Andy Shaw: Not enought to...I mean, labor has a better machine right now than the party
Joel Weisman: This year it was business and labor that provided the foot soldiers.
Mary Mitchell: Sorry, Joel, I have to diagree with that. First of all, there were foot soldiers in the 3rd Ward. I was out there most of the day. There were...Dorothy had signs everywhere. The Nation of Islam, and the Nation of Islam does not get involved in local elections. The bow ties guys were standing on the corner handing out palm cards like bean pies.
Andy Shaw: But it's too late, Mary.
Mary Mitchell: But they were working, and they worked for Dorothy starting when they were able to get US Senator Barak Obama to endorse her publicly. That was something that they said. I didn't believe that he would do it. He did it publicly.
Joel Weisman: All right, so the next question is is Daley, as he has been so successful in doing, going to be able to co-op these people?

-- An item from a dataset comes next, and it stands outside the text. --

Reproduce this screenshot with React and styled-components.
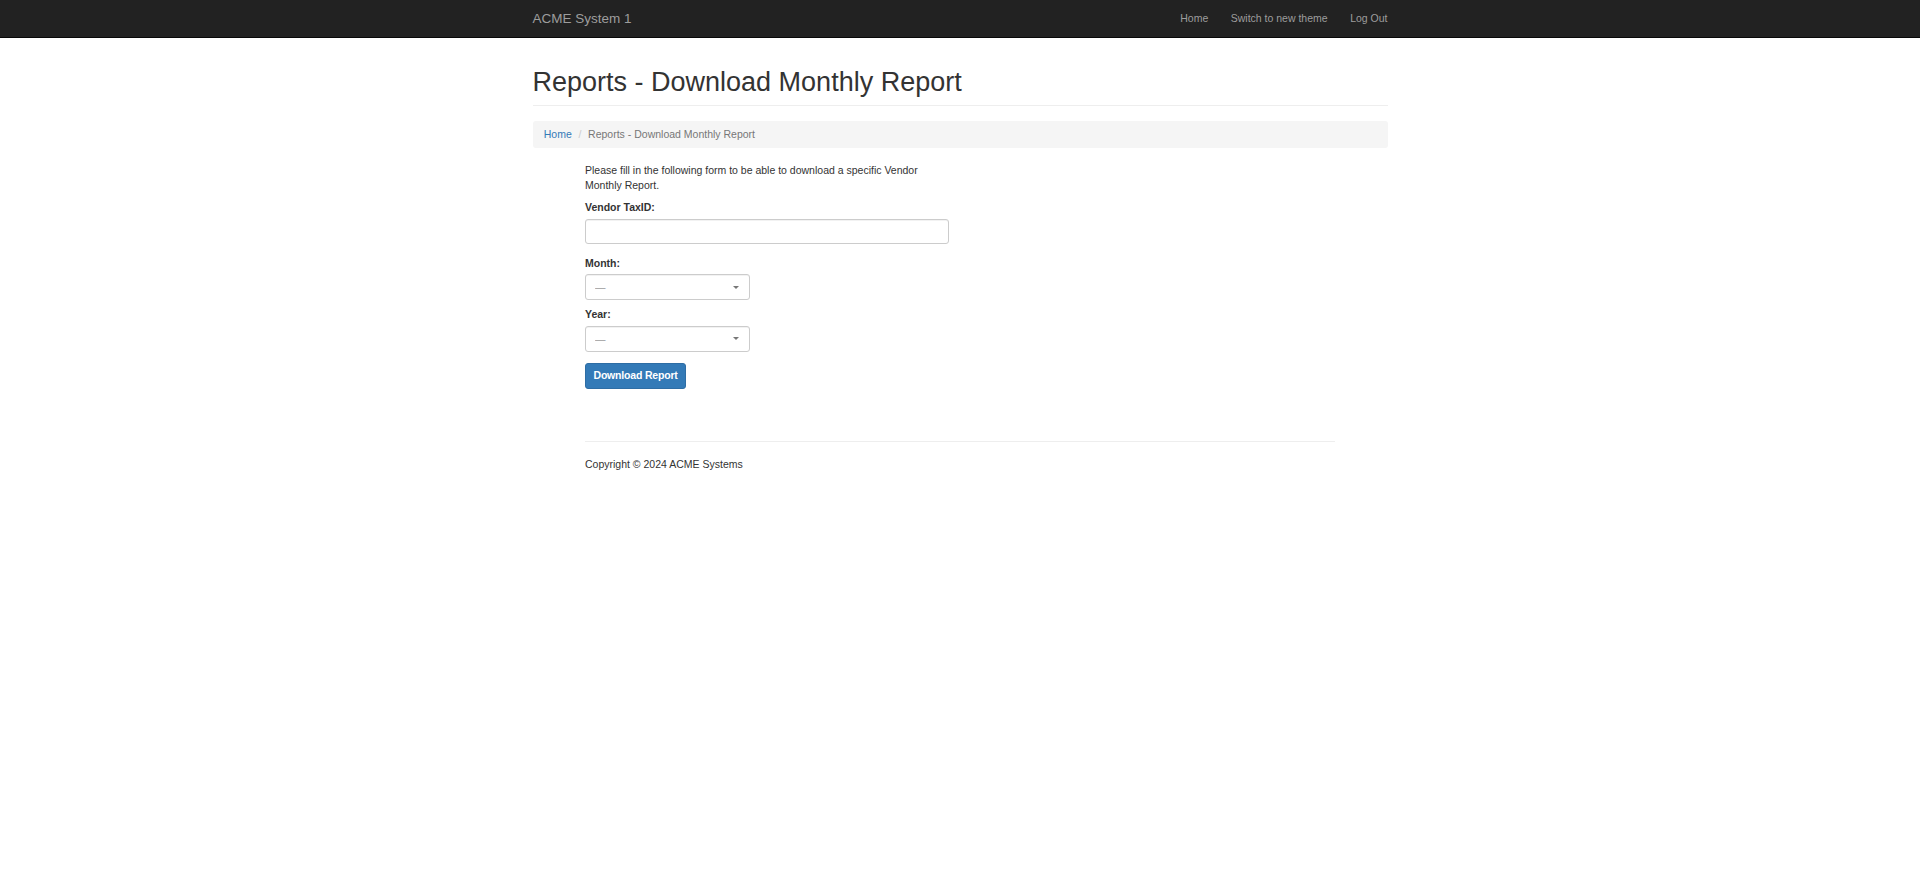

Andy Shaw: For the most part I think the answer is yes because ultimately power all flows from the fifth floor of City Hall for virtually every city service and every decision about a project through the Planning Department and the Plan Commission so ultimately...
Joel Weisman: Right, so if these new aldermen want to be effective they have to play ball.
Andy Shaw: They all have to play ball with him eighty percent of the time. There'll be a twenty percent margin where they'll fall off on some issues.
Joel Weissman: All right, well, it ought to be a little more lively at City Hall.